Belfast is a great, comfortable, well-to-do looking city, with wide, well-paved streets, many attractive public buildings and substantial homes. We stopped but a night, taking train to Portrush, via the cozy little town of Coleraine. It is a journey of about seventy miles, leaving daylight enough to direct to the picturesque castle of Dunluce, which stands on an isolated rock a hundred feet above the sea. The bridge from the mainland is so narrow as to incline all four of us, like children, “to take hold of hands.” It is a wild spot, with many romantic associations, if the head did not swim, gazing down into the boiling waves that have worn great caves under the walls, so that we could not stay to hear. We creep back, cautiously as we came, to our car, a regular bouncing, swaying, Irish jaunting car, and are whirled on four or five miles further, to see the one thing for which we are up here on this wild Irish shore—the famous Giant’s Causeway. This great natural curiosity has been so often described, that it is already familiar. Its prismatic columns of stone, rising a thousand feet from the sea, make a promontory of pillars, each fitted so perfectly to its neighbor that we can not at first recognize the structure as a freak of nature. As we look over the whole field, it is strangely impressive, and reminds one of the towers, tombs, spires, and strange shapes taken at Vesuvius by the fields of lava, and the mind takes kindly to the wild legends, and does not disturb itself with the various scientific theories concerning the formation. The legends say that the giant was Fin M’Coul, who built the causeway quite across the channel to Scotland, in order to meet in fair fight a boasting Caledonian giant. The giant well whipped, and the causeway, no longer needed, Fin allowed it to fall into the sea. It is a pity to hasten here, for the wild picturesqueness of the spot grows with every hour of wandering upon the rocks, but we must back to Coleraine, and thence to Londonderry, where, tired and sleepy, we hide ourselves away in our cabins on the little steamer, and are carried in our sleep over the channel to Scotland, breakfasting cozily in McLean’s old-fashioned, quiet hotel in Glasgow.

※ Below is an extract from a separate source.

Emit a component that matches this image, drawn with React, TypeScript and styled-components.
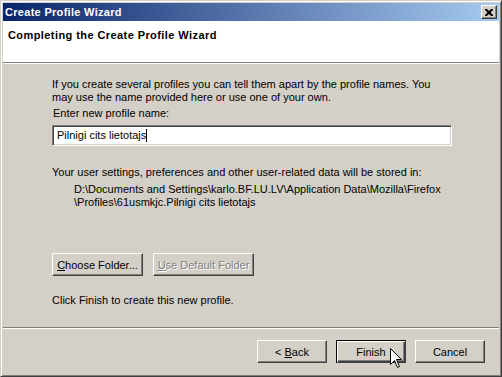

And now we are in another world. Here is no lack of pure water, for Loch Katrine, thirty miles away, pours into the city no less than twenty-four millions of gallons a day. Here is thrift, for around us is a city whose trade so increased that its import duties multiplied a thousand times in sixty years. Here is the beautiful Clyde, literally lined with ships, old and new, ships going and coming, ships in every stage from hulk and beams to paint. Here is a city alive with honest work, with staunch and loyal principles, with churches and schools of the best. Her cathedral ranks next in the kingdom to Westminster Abbey. Among her philanthropies, one of the latest is specially worthy of mention. It is an immense depot, with many branches, for furnishing food to the working classes. They can have a good substantial breakfast for six cents; a dinner of soup, meat, potatoes and pudding, for about nine cents. The originator of this work is Mr. Thomas Corbett, who should find imitators in every city in the world. Is not this a better work than to scrape a cathedral inch by inch from base to tower?

With so much that is living and practical to interest, strange that we hurry away to that which is a matter of poetic sentiment and association with the dead. Yet there are, even in our quartette, those who cheerfully turn from the living pictures of Scotch prosperity, to go and dream for a day on the bridges and in the shadow of the old Wallace tower of Ayr. They want to stroll out to the cottage where Robbie Burns was born, to visit the “auld kirk-yard,” to grow sentimental, perhaps, over his snuff-box, and to touch the Bible he gave his Highland Mary. Well, if they will go, we might as well go along, for, leaving out the poetry and the poet, what can be lovelier than to be out of doors in this early September weather in one of the most picturesque parts of Scotland! The excursion takes only one day from Glasgow, and when we are safely back, we are only two hours by rail from Edinburgh.

And here, as we throw wide open the shutters of front rooms in the old Hotel Royal, and look out upon the deep ravine that divides the city, and across to the castle-crowned hills, and down upon the monument of Walter Scott, just over the way, our cool and quiet ones become eagerly enthusiastic, and the enthusiasts grow wild. We are sure we want to stay here a month; we want to fly out to the nearest circulating library and get all of Scott’s novels at once; we want to hurry our dinner, that we may go and explore this wonderful and picturesque old place.

The girl whose outcropping desire to buy things was unanimously nipped in the bud, ventures to say she “must have a plaid—a shawl, a necktie, something, anything, that is plaid,” and receives no unsympathetic reply. For the moment, struggling Ireland’s forgotten, and all that is not purely American in us, is altogether and unanimously Scotch. In this mood we are not slow in finding our way to the streets, believing that acquaintance with details will enhance our first impression of the imposing picturesqueness of the place. Our starting point is the foot of Sir Walter’s marble monument, which rises slender and graceful two hundred feet in air. The statues in the niches represent characters in his books, the “Lady of the Lake,” the “Last Minstrel,” and “Meg Merrilies,” breaking the sapling over Lucy Bertram’s head. We had thought to pass by Abbotsford, having indulged ourselves with Ayr, but here we find the question recurring, “Can not we take the time on the way to London to see the home, especially the study, of Scott—to go to Dryburgh Abbey and stand beside his grave; and on the same excursion see the Abbey of Melrose?” Forced to leave the question unanswered, but secretly resolving to do it, we go as straight as we can, asking many questions of the guide by the way, to the Castle of Edinburgh, which frowns down from the precipice on which it stands with a grim aspect ill-suited to the present time.